##### Information shown #####

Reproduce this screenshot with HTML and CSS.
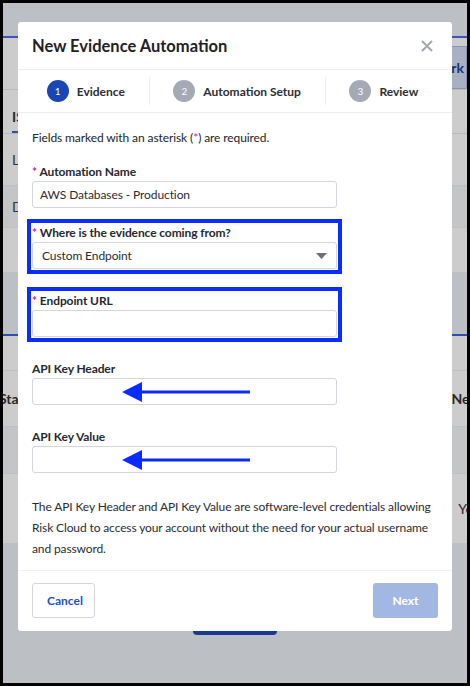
FILE: index.html
```html
<!DOCTYPE html>
<html lang="en">

<head>
  <meta charset="UTF-8">
  <meta name="viewport" content="width=device-width, initial-scale=1.0">
  <title>New Evidence Automation</title>
  <link rel="stylesheet" href="styles.css">
</head>

<body>
  <div class="frame">
    <div class="page">
      <div class="topbar"></div>
      <div class="toolbar">
        <span class="tool-btn">Work</span>
      </div>
      <div class="tabs"><span class="tab active">ISO</span></div>
      <div class="row row-tall"><span class="row-text">Lo</span></div>
      <div class="row row-shade"><span class="row-text">De</span></div>
      <div class="row row-mid"></div>
      <div class="section-head"></div>
      <div class="row row-head"></div>
      <div class="row row-tall2">
        <span class="cell-left">Start</span>
        <span class="cell-right">Need</span>
      </div>
      <div class="row row-shade2"></div>
      <div class="row row-tall3">
        <span class="cell-right">Year</span>
      </div>
      <div class="page-foot">
        <span class="foot-btn"></span>
      </div>
    </div>

    <div class="backdrop">
      <div class="modal">
        <div class="modal-header">
          <h2>New Evidence Automation</h2>
          <svg class="close" width="12" height="12" viewBox="0 0 12 12">
            <path d="M1 1L11 11M11 1L1 11" stroke="#a3a7b0" stroke-width="2" />
          </svg>
        </div>

        <div class="steps">
          <div class="step current"><span class="num">1</span>Evidence</div>
          <div class="step"><span class="num">2</span>Automation Setup</div>
          <div class="step"><span class="num">3</span>Review</div>
        </div>

        <div class="modal-body">
          <p class="hint">Fields marked with an asterisk (<span class="req">*</span>) are required.</p>

          <div class="field first">
            <label><span class="req">*</span> Automation Name</label>
            <div class="input">AWS Databases - Production</div>
          </div>

          <div class="field marked">
            <label><span class="req">*</span> Where is the evidence coming from?</label>
            <div class="input select">Custom Endpoint
              <svg width="11" height="6" viewBox="0 0 11 6">
                <path d="M0 0H11L5.5 6Z" fill="#6b6f7d" />
              </svg>
            </div>
          </div>

          <div class="field marked">
            <label><span class="req">*</span> Endpoint URL</label>
            <div class="input"></div>
          </div>

          <div class="field">
            <label>API Key Header</label>
            <div class="input">
              <svg class="arrow" width="128" height="20" viewBox="0 0 128 20">
                <path d="M19 8.5H128V11.5H19Z M0 10L20 0V20Z" fill="#0a2cff" />
              </svg>
            </div>
          </div>

          <div class="field">
            <label>API Key Value</label>
            <div class="input">
              <svg class="arrow" width="128" height="20" viewBox="0 0 128 20">
                <path d="M19 8.5H128V11.5H19Z M0 10L20 0V20Z" fill="#0a2cff" />
              </svg>
            </div>
          </div>

          <p class="note">The API Key Header and API Key Value are software-level credentials allowing
            Risk Cloud to access your account without the need for your actual username and password.</p>
        </div>

        <div class="modal-footer">
          <button class="btn btn-cancel">Cancel</button>
          <button class="btn btn-next">Next</button>
        </div>
      </div>
    </div>
  </div>
</body>

</html>
```

FILE: styles.css
```css
* {
  box-sizing: border-box;
  font-family: Lato, "Liberation Sans", sans-serif;
}

body {
  margin: 0;
}

.frame {
  width: 470px;
  height: 686px;
  border: 3px solid #000;
  position: relative;
  overflow: hidden;
  background: #fff;
}

/* page behind the dialog */
.topbar {
  height: 35px;
  background: #ebeff5;
  border-bottom: 2px solid #4a6ae8;
}

.toolbar {
  height: 52px;
  display: flex;
  justify-content: flex-end;
  align-items: flex-end;
  border-bottom: 1px solid #e6e8ec;
}

.tool-btn {
  height: 43px;
  padding: 0 2px 0 14px;
  display: flex;
  align-items: center;
  background: #d3dcf3;
  border: 1px solid #a9b9e6;
  color: #1c3f9e;
  font-weight: 700;
  font-size: 14px;
}

.tabs {
  height: 44px;
  padding-left: 9px;
  display: flex;
  align-items: flex-end;
  border-bottom: 1px solid #e6e8ec;
}

.tab {
  font-size: 14px;
  font-weight: 700;
  color: #333;
  padding-bottom: 6px;
  border-bottom: 2px solid #3a62d6;
}

.row {
  display: flex;
  align-items: center;
  justify-content: space-between;
  border-bottom: 1px solid #eef0f3;
}

.row-text {
  padding-left: 9px;
  font-size: 14px;
  color: #444;
}

.row-tall {
  height: 52px;
}

.row-shade {
  height: 42px;
  background: #f6f7f9;
}

.row-mid {
  height: 45px;
}

.section-head {
  height: 63px;
  background: #ebeff5;
  border-bottom: 2px solid #3a62d6;
}

.row-head {
  height: 35px;
}

.row-tall2 {
  height: 56px;
}

.row-shade2 {
  height: 47px;
  background: #f6f7f9;
}

.row-tall3 {
  height: 70px;
  justify-content: flex-end;
}

.cell-left {
  margin-left: -4px;
  font-size: 14px;
  font-weight: 700;
  color: #333;
}

.cell-right {
  margin-right: -18px;
  font-size: 14px;
  color: #333;
}

.row-tall2 .cell-right {
  font-weight: 700;
}

.page-foot {
  height: 200px;
  background: #ebeff5;
  display: flex;
  justify-content: center;
}

.foot-btn {
  margin-top: 55px;
  width: 84px;
  height: 36px;
  border-radius: 4px;
  background: #2148b8;
}

/* dialog */
.backdrop {
  position: absolute;
  inset: 0;
  background: rgba(0, 0, 0, 0.2);
  display: flex;
  justify-content: center;
  align-items: flex-start;
  padding-top: 19px;
}

.modal {
  width: 434px;
  background: #fff;
  border-radius: 3px;
  color: #22242a;
}

.modal-header {
  height: 48px;
  padding: 0 19px 0 14px;
  display: flex;
  align-items: center;
  justify-content: space-between;
  border-bottom: 1px solid #eceef3;
}

.modal-header h2 {
  margin: 0;
  font-size: 16.5px;
  font-weight: 700;
  color: #1f2126;
}

.steps {
  height: 43px;
  padding: 7px 10px 7px 5px;
  display: flex;
  border-bottom: 1px solid #eceef3;
}

.step {
  flex: 1 1 auto;
  display: flex;
  align-items: center;
  justify-content: center;
  gap: 8px;
  font-size: 12px;
  font-weight: 700;
  color: #2b2d33;
}

.step + .step {
  border-left: 1px solid #eceef3;
}

.num {
  width: 22px;
  height: 22px;
  border-radius: 50%;
  background: #a5a9b5;
  color: #fff;
  font-size: 10px;
  font-weight: 400;
  display: flex;
  align-items: center;
  justify-content: center;
}

.current .num {
  background: #1846b5;
}

.modal-body {
  padding: 16px 14px 11px;
}

.hint {
  margin: 0 0 16px;
  font-size: 12px;
  letter-spacing: -0.1px;
  line-height: 18px;
}

.req {
  color: #e0169c;
}

.field {
  margin-bottom: 23px;
  width: 305px;
}

.field.first {
  margin-bottom: 16px;
}

.marked {
  outline: 4px solid #0a2cff;
  outline-offset: 1px;
}

.field label {
  display: block;
  font-size: 12px;
  font-weight: 700;
  letter-spacing: -0.1px;
  line-height: 18px;
  color: #262830;
}

.input {
  position: relative;
  height: 27px;
  border: 1px solid #d4d6de;
  border-radius: 3px;
  padding: 0 7px;
  display: flex;
  align-items: center;
  font-size: 12px;
  letter-spacing: -0.1px;
  color: #2a2c33;
}

.select {
  padding: 0 9px;
  justify-content: space-between;
}

.arrow {
  position: absolute;
  left: 89px;
  top: 3px;
}

.note {
  margin: 21px 0 0;
  font-size: 12px;
  letter-spacing: -0.12px;
  line-height: 21px;
  color: #2a2c33;
}

.modal-footer {
  padding: 12px 14px 13px;
  display: flex;
  justify-content: space-between;
  border-top: 1px solid #f0f1f5;
}

.btn {
  height: 35px;
  border-radius: 3px;
  font-size: 12px;
  font-weight: 700;
  padding: 0 14px;
}

.btn-cancel {
  width: 63px;
  background: #fff;
  border: 1px solid #d4d6de;
  color: #1c4fc4;
}

.btn-next {
  width: 65px;
  background: #a2b8e3;
  border: none;
  color: #fff;
}
```
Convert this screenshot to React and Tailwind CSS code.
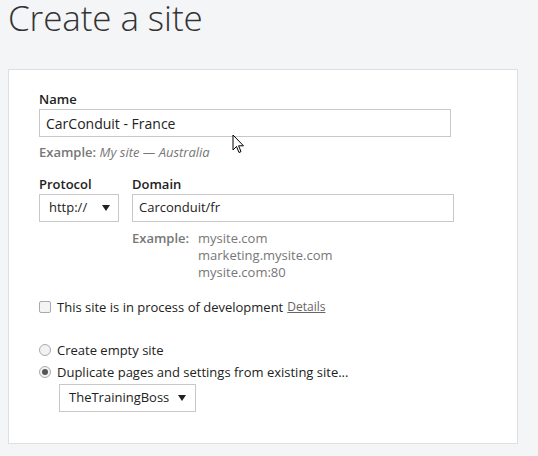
import React from "react";

const font = { fontFamily: '"Open Sans", "Noto Sans", sans-serif' };

function Caret() {
  return (
    <svg width="8" height="6" viewBox="0 0 8 6" className="shrink-0">
      <path d="M0 0 L8 0 L4 6 Z" fill="#222" />
    </svg>
  );
}

export default function App() {
  return (
    <div className="relative w-[538px] h-[456px] bg-[#f4f5f7] text-[#333] overflow-hidden" style={font}>
      <h1 className="pl-[8px] -mt-[6px] text-[35px] leading-[48px] font-light text-[#333] tracking-[-0.1px]">
        Create a site
      </h1>
      <div className="ml-[8px] mt-[27px] w-[510px] h-[375px] bg-white border border-[#dfdfdf] pl-[30px] pt-[20px]">
        <div className="text-[13px] leading-[18px] font-semibold text-[#222]">Name</div>
        <div className="mt-[1px] w-[412px] h-[28px] border border-[#c8c8c8] flex items-center pl-[6px] text-[14px] text-[#222]">
          CarConduit - France
        </div>
        <div className="mt-[6px] text-[13px] leading-[18px] text-[#777]">
          <span className="font-semibold">Example:</span> <span className="italic">My site — Australia</span>
        </div>
        <div className="mt-[14px] flex gap-[13px]">
          <div>
            <div className="text-[13px] leading-[18px] font-semibold text-[#222]">Protocol</div>
            <div className="mt-[1px] w-[80px] h-[28px] border border-[#c8c8c8] flex items-center justify-between pl-[9px] pr-[8px] text-[13px] text-[#222]">
              http://
              <Caret />
            </div>
          </div>
          <div>
            <div className="text-[13px] leading-[18px] font-semibold text-[#222]">Domain</div>
            <div className="mt-[1px] w-[322px] h-[28px] border border-[#c8c8c8] flex items-center pl-[6px] text-[13px] text-[#222]">
              Carconduit/fr
            </div>
            <div className="mt-[8px] flex text-[13px] leading-[17px] text-[#777]">
              <div className="w-[66px] font-semibold">Example:</div>
              <div>
                <div>mysite.com</div>
                <div>marketing.mysite.com</div>
                <div>mysite.com:80</div>
              </div>
            </div>
          </div>
        </div>
        <div className="mt-[17px] flex items-center text-[13px] leading-[18px] text-[#222]">
          <span className="w-[12px] h-[12px] border border-[#aaa] rounded-[2px] bg-[#f4f4f4] mr-[6px]" />
          <span>This site is in process of development</span>
          <span className="ml-[4px] text-[12px] text-[#666] underline">Details</span>
        </div>
        <div className="mt-[25px] flex items-center text-[13px] leading-[18px] text-[#222]">
          <span className="w-[12px] h-[12px] rounded-full border border-[#aaa] bg-[#f2f2f2] mr-[6px]" />
          Create empty site
        </div>
        <div className="mt-[4px] flex items-center text-[13px] leading-[18px] text-[#222]">
          <span className="w-[12px] h-[12px] rounded-full border border-[#aaa] bg-[#f2f2f2] mr-[6px] flex items-center justify-center">
            <span className="w-[6px] h-[6px] rounded-full bg-[#555]" />
          </span>
          Duplicate pages and settings from existing site...
        </div>
        <div className="mt-[3px] ml-[20px] w-[137px] h-[28px] border border-[#c8c8c8] flex items-center justify-between pl-[9px] pr-[9px] text-[13px] text-[#222]">
          TheTrainingBoss
          <Caret />
        </div>
      </div>
      <svg className="absolute left-[232px] top-[134px]" width="13" height="20" viewBox="0 0 13 20">
        <path d="M1 1 L1 16 L4.5 12.5 L7 18.5 L9 17.6 L6.6 11.8 L11.5 11.8 Z" fill="#fff" stroke="#000" strokeWidth="1" strokeLinejoin="round" />
      </svg>
    </div>
  );
}
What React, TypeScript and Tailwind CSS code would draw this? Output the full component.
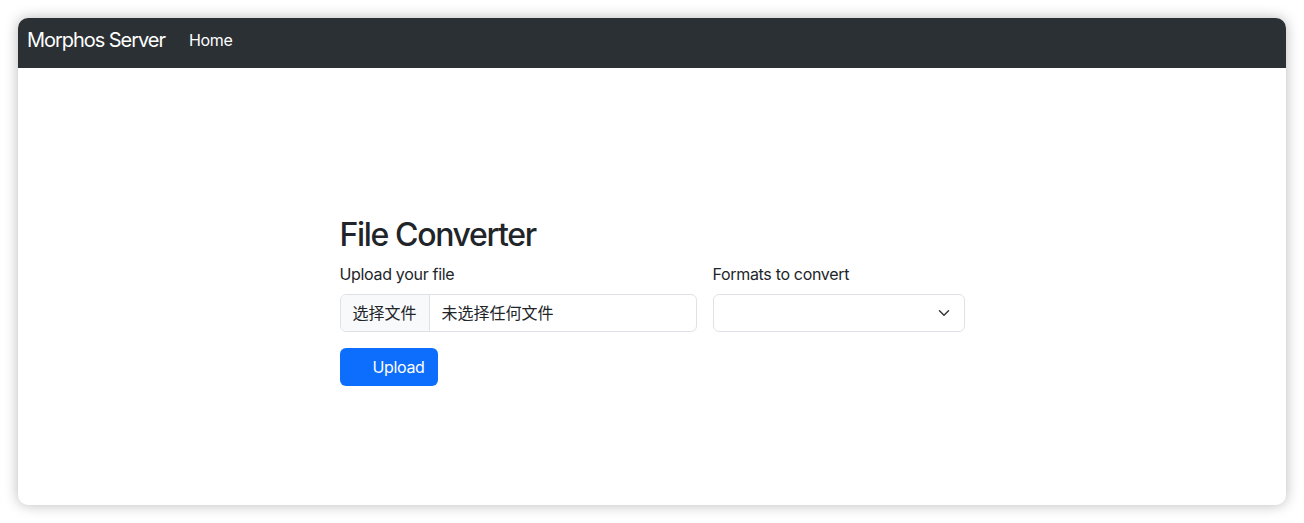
export default function App() {
  return (
    <div
      className="h-[523px] w-[1304px] bg-white p-[18px] pb-[18px]"
      style={{ fontFamily: 'Inter, "Noto Sans CJK SC", sans-serif' }}
    >
      <div className="flex h-[487px] flex-col overflow-hidden rounded-[10px] bg-white shadow-[0_0_14px_rgba(0,0,0,0.28)]">
        <nav className="flex h-[50px] items-center bg-[#2b3035] px-[9px] pb-[6px]">
          <span className="mr-4 text-[20px] tracking-[-0.052em] text-white">Morphos Server</span>
          <a className="px-2 text-[16px] tracking-[-0.02em] text-white">Home</a>
        </nav>

        <main className="flex flex-1 justify-center pt-[148px]">
          <div className="w-[625px] text-[#212529] tracking-[-0.02em]">
            <h2 className="mb-2 text-[32px] leading-[1.2] font-medium tracking-[-0.042em]">
              File Converter
            </h2>
            <div className="flex gap-4">
              <div className="w-[357px]">
                <label className="mb-2 block text-[16px] leading-6">Upload your file</label>
                <div className="flex h-[38px] overflow-hidden rounded-[6px] border border-[#dee2e6] text-[16px] tracking-normal">
                  <span className="flex items-center border-r border-[#dee2e6] bg-[#f8f9fa] px-3">
                    选择文件
                  </span>
                  <span className="flex items-center px-3">未选择任何文件</span>
                </div>
              </div>
              <div className="w-[252px]">
                <label className="mb-2 block text-[16px] leading-6">Formats to convert</label>
                <div className="flex h-[38px] items-center justify-end rounded-[6px] border border-[#dee2e6] pr-3">
                  <svg width="16" height="12" viewBox="0 0 16 16" fill="none">
                    <path
                      d="m2 5 6 6 6-6"
                      stroke="#343a40"
                      strokeWidth="2"
                      strokeLinecap="round"
                      strokeLinejoin="round"
                    />
                  </svg>
                </div>
              </div>
            </div>
            <button className="mt-4 h-[38px] w-[98px] rounded-[6px] bg-[#0d6efd] pl-[20px] text-[16px] text-white">
              Upload
            </button>
          </div>
        </main>
      </div>
    </div>
  );
}
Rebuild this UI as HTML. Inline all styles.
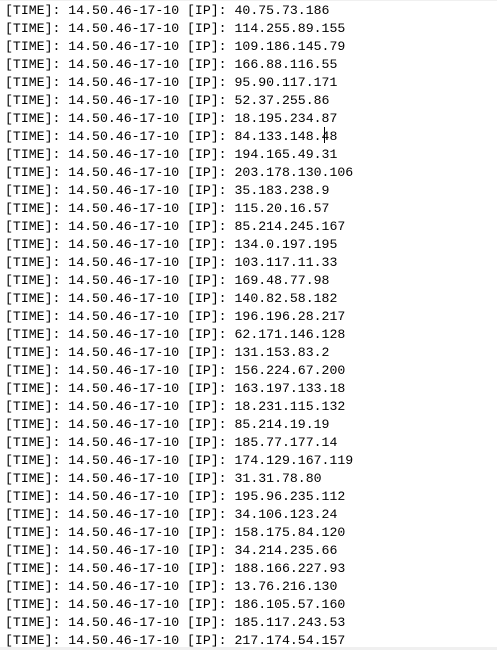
<!DOCTYPE html>
<html><head><style>
html,body{margin:0;padding:0;background:#fff;width:497px;height:650px;overflow:hidden}
pre{margin:0;padding:2px 0 0 5px;font-family:"Liberation Mono",monospace;font-size:13.2px;line-height:18px;color:#000}
.t{position:absolute;left:0;top:0;width:497px;height:1px;background:#f0f0f0}
.b{position:absolute;left:0;top:647px;width:497px;height:3px;background:#f0f0f0}
.c{position:absolute;left:324px;top:127px;width:1px;height:16px;background:#000}
</style></head><body>
<pre>[TIME]: 14.50.46-17-10 [IP]: 40.75.73.186
[TIME]: 14.50.46-17-10 [IP]: 114.255.89.155
[TIME]: 14.50.46-17-10 [IP]: 109.186.145.79
[TIME]: 14.50.46-17-10 [IP]: 166.88.116.55
[TIME]: 14.50.46-17-10 [IP]: 95.90.117.171
[TIME]: 14.50.46-17-10 [IP]: 52.37.255.86
[TIME]: 14.50.46-17-10 [IP]: 18.195.234.87
[TIME]: 14.50.46-17-10 [IP]: 84.133.148.48
[TIME]: 14.50.46-17-10 [IP]: 194.165.49.31
[TIME]: 14.50.46-17-10 [IP]: 203.178.130.106
[TIME]: 14.50.46-17-10 [IP]: 35.183.238.9
[TIME]: 14.50.46-17-10 [IP]: 115.20.16.57
[TIME]: 14.50.46-17-10 [IP]: 85.214.245.167
[TIME]: 14.50.46-17-10 [IP]: 134.0.197.195
[TIME]: 14.50.46-17-10 [IP]: 103.117.11.33
[TIME]: 14.50.46-17-10 [IP]: 169.48.77.98
[TIME]: 14.50.46-17-10 [IP]: 140.82.58.182
[TIME]: 14.50.46-17-10 [IP]: 196.196.28.217
[TIME]: 14.50.46-17-10 [IP]: 62.171.146.128
[TIME]: 14.50.46-17-10 [IP]: 131.153.83.2
[TIME]: 14.50.46-17-10 [IP]: 156.224.67.200
[TIME]: 14.50.46-17-10 [IP]: 163.197.133.18
[TIME]: 14.50.46-17-10 [IP]: 18.231.115.132
[TIME]: 14.50.46-17-10 [IP]: 85.214.19.19
[TIME]: 14.50.46-17-10 [IP]: 185.77.177.14
[TIME]: 14.50.46-17-10 [IP]: 174.129.167.119
[TIME]: 14.50.46-17-10 [IP]: 31.31.78.80
[TIME]: 14.50.46-17-10 [IP]: 195.96.235.112
[TIME]: 14.50.46-17-10 [IP]: 34.106.123.24
[TIME]: 14.50.46-17-10 [IP]: 158.175.84.120
[TIME]: 14.50.46-17-10 [IP]: 34.214.235.66
[TIME]: 14.50.46-17-10 [IP]: 188.166.227.93
[TIME]: 14.50.46-17-10 [IP]: 13.76.216.130
[TIME]: 14.50.46-17-10 [IP]: 186.105.57.160
[TIME]: 14.50.46-17-10 [IP]: 185.117.243.53
[TIME]: 14.50.46-17-10 [IP]: 217.174.54.157</pre>
<div class="c"></div><div class="t"></div><div class="b"></div>
</body></html>
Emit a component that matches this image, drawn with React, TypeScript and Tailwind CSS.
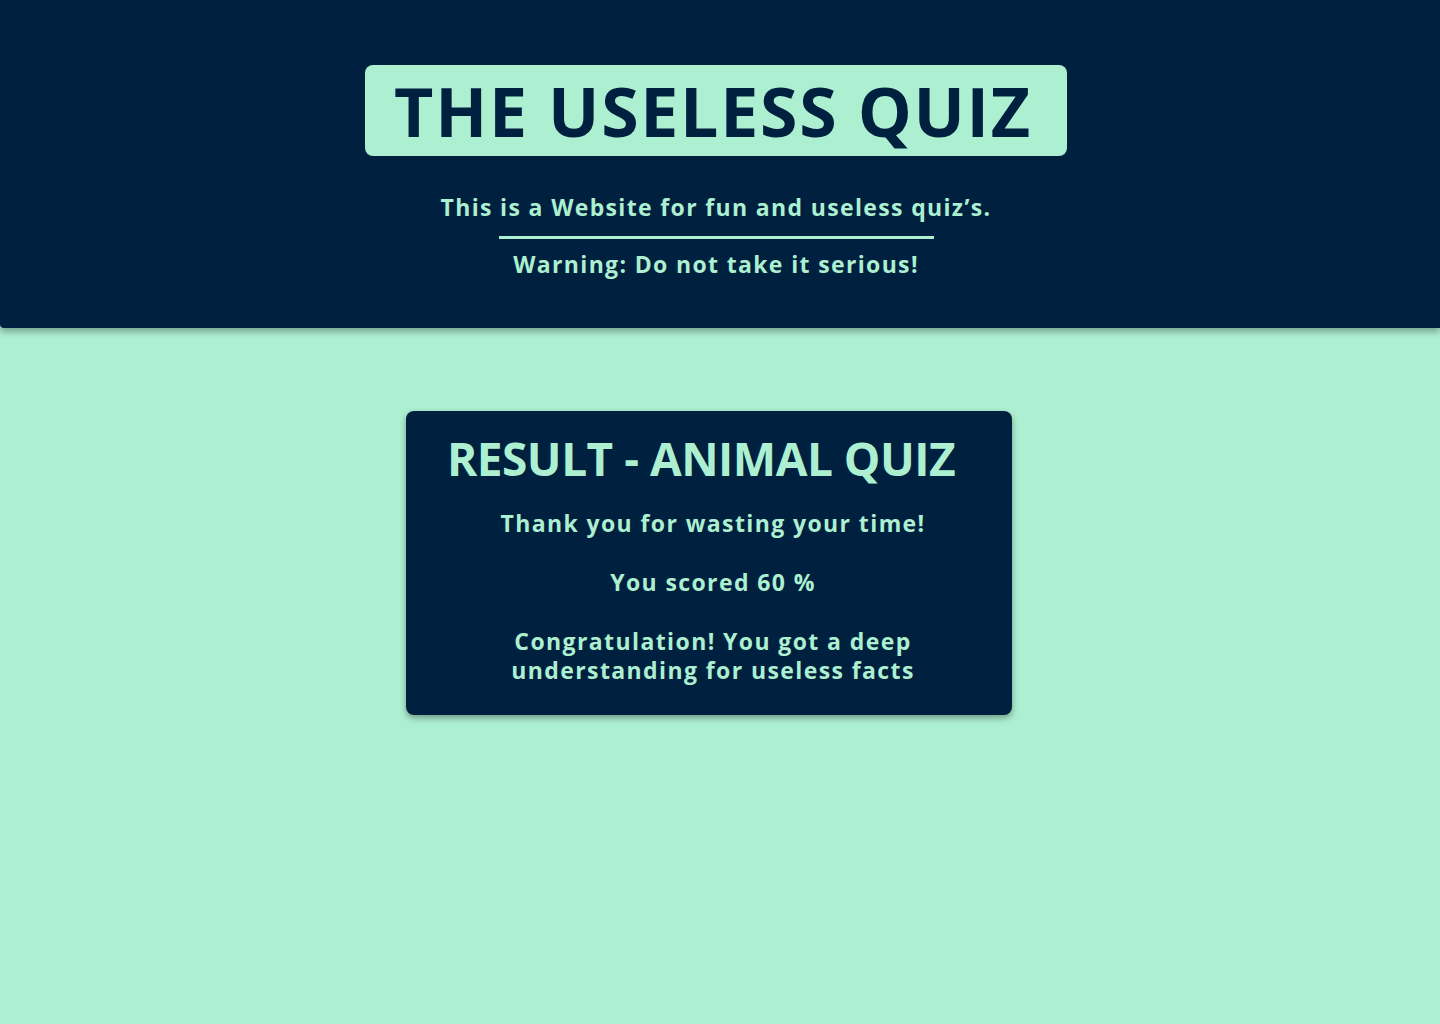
export default function App() {
  return (
    <div
      className="min-h-screen bg-[#adefd1] text-[#adefd1]"
      style={{ fontFamily: "'Open Sans', 'DejaVu Sans', sans-serif" }}
    >
      <header className="flex h-[328px] flex-col items-center rounded-bl-[4px] bg-[#00203f] pr-[8px] pt-[65px] shadow-[0_4px_6px_rgba(0,0,0,0.3)]">
        <div className="flex h-[91px] w-[702px] items-center justify-center rounded-[8px] bg-[#adefd1] pr-[6px]">
          <h1 className="text-[68px] font-bold leading-none tracking-[1.7px] text-[#00203f]">
            THE USELESS QUIZ
          </h1>
        </div>
        <p className="mt-[38px] text-[23px] font-bold leading-[26px] tracking-[1.35px]">
          This is a Website for fun and useless quiz’s.
        </p>
        <hr className="mt-[16px] h-[3px] w-[435px] border-0 bg-[#adefd1]" />
        <p className="mt-[12px] text-[23px] font-bold leading-[26px] tracking-[1.35px]">
          Warning: Do not take it serious!
        </p>
      </header>

      <main className="flex justify-center pr-[22px] pt-[83px]">
        <section className="w-[606px] rounded-[8px] bg-[#00203f] pb-[30px] pt-[22px] text-center shadow-[0_3px_6px_rgba(0,0,0,0.35)]">
          <h2 className="pr-[16px] text-[46px] font-bold leading-[50px] tracking-[-0.5px]">
            RESULT - ANIMAL QUIZ
          </h2>
          <div className="mt-[26px] flex flex-col items-center gap-[30px] pl-[8px] text-[23px] font-bold leading-[29px] tracking-[1.4px]">
            <p>Thank you for wasting your time!</p>
            <p>You scored 60 %</p>
            <p className="w-[440px]">Congratulation! You got a deep understanding for useless facts</p>
          </div>
        </section>
      </main>
    </div>
  );
}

#####

__Request__: Scan the data above and copy every line with "component" in it.

__Result below__:
What React, TypeScript and Tailwind CSS code would draw this? Output the full component.
Emit a component that matches this image, drawn with React, TypeScript and Tailwind CSS.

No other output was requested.